Look…Lutheran Ladies know stuff.  It might be the lint of the Universe or ponderous enough to stump Rodin’s thinker, but here’s what Betty in Chicago wants to know.

“Our Pastor is meeting with the twenty-something-year-olds at the local pub. It’s a family friendly place and I understand they tackle any topic, but now I can’t get my son to go to church. He thinks this fills the bill.  How to convince him this isn’t worship?”

Oh, Betty. Betty. Betty.
You didn’t mention underage drinking, pole-dancers, or head-banging music, so I’m assuming this isn’t a problem with the location, it’s about sitting in a pew on Sunday mornings.  Or what younger people like to call “forced worship.”

Here’s Plan A:  which I wouldn’t recommend because it’s an epic fail.

Plan A: Some doofus (like me) says, “Hey we need more young people in church, and because they think the service is boring, let’s have a service on another night, crank up the music, and spice up the homily with powerpoint or videos.  Hoooray!!!

And no one comes…well barely anyone.  Because…well…it’s like my tenure at Big-Mart and we started every (EVERY) meeting with the company song and hand waving.  And let me tell you, no one ever said…”I can’t wait to get to the meeting and sing.” Think about it—lots of folks don’t like to sing. Faster, louder music is not a magnet. And when was the last time you were yowzered up about a Powerpoint presentation?

So, maybe your pastor went with PLAN B and asked  your young pubbers, “How do you want to worship?” And one or more said….

“Stop talking at us.  We’ve got questions. “

So he’s meeting them where the clink of glasses make the pizza and questions about war, sex, stealing, and dealing with the pressure of work and classes flow into conversation.

Sure…you perhaps could force your son to worship. Tell me how that works out for you. For him?

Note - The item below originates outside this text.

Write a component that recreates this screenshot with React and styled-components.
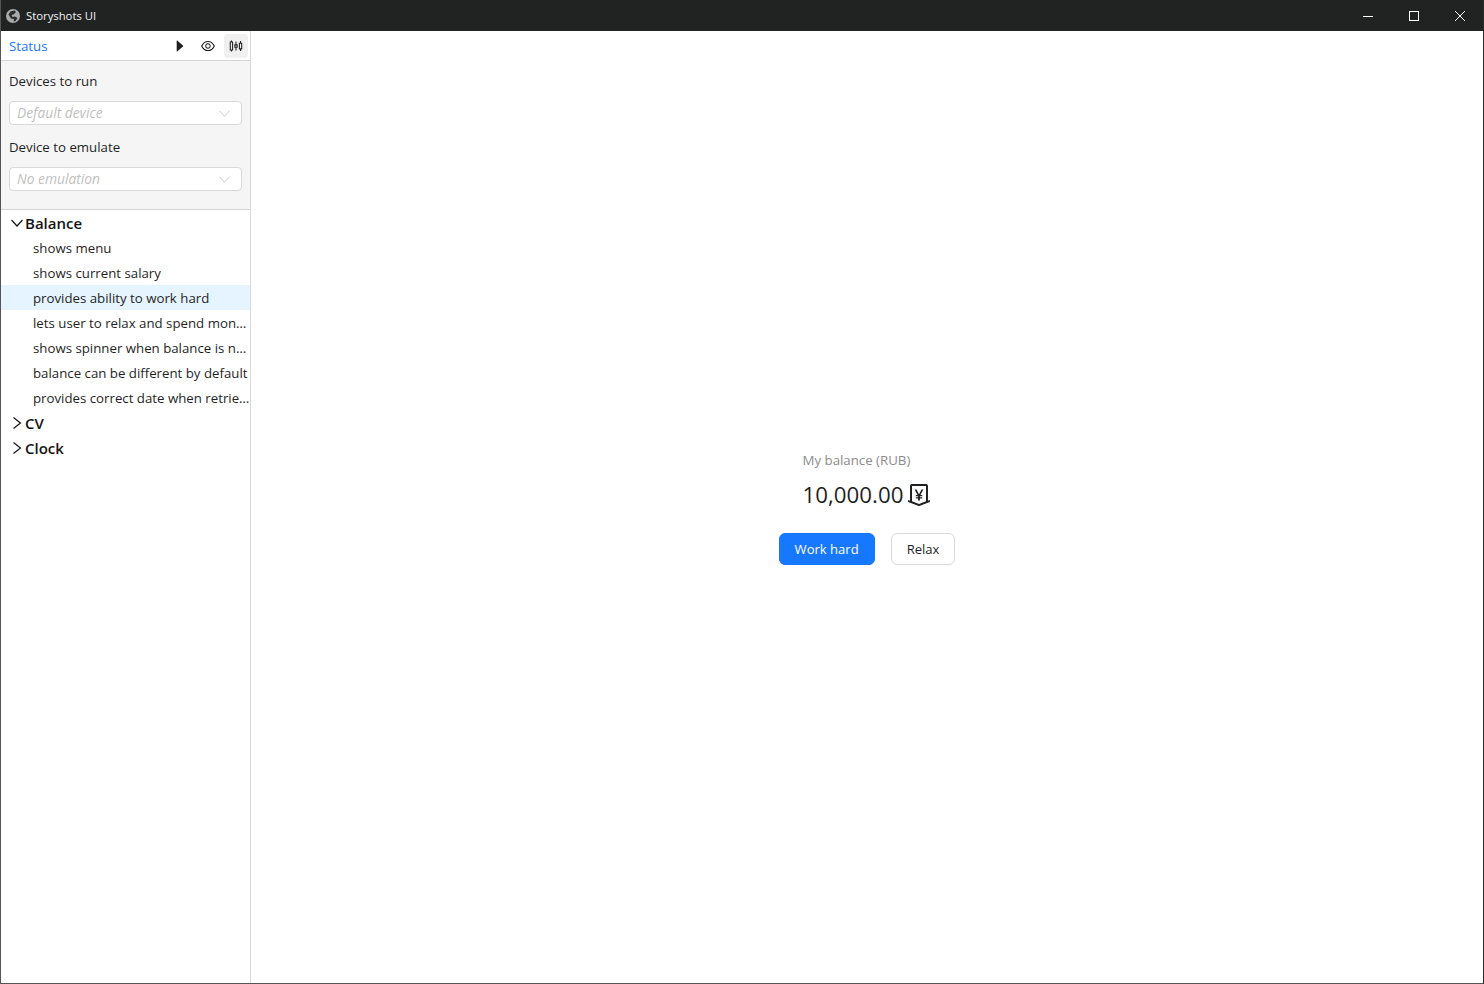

In the meantime, find out if your pastor needs support (buying food, providing transportation). Young people aren’t coming to the church, so the pastor  is shouldering a backpack of caring and going out where they are, creating and satisfying a hunger.  I’d say it probably gets the job done better than wailing or clapping to a song on Sunday morning if they don’t want to be there..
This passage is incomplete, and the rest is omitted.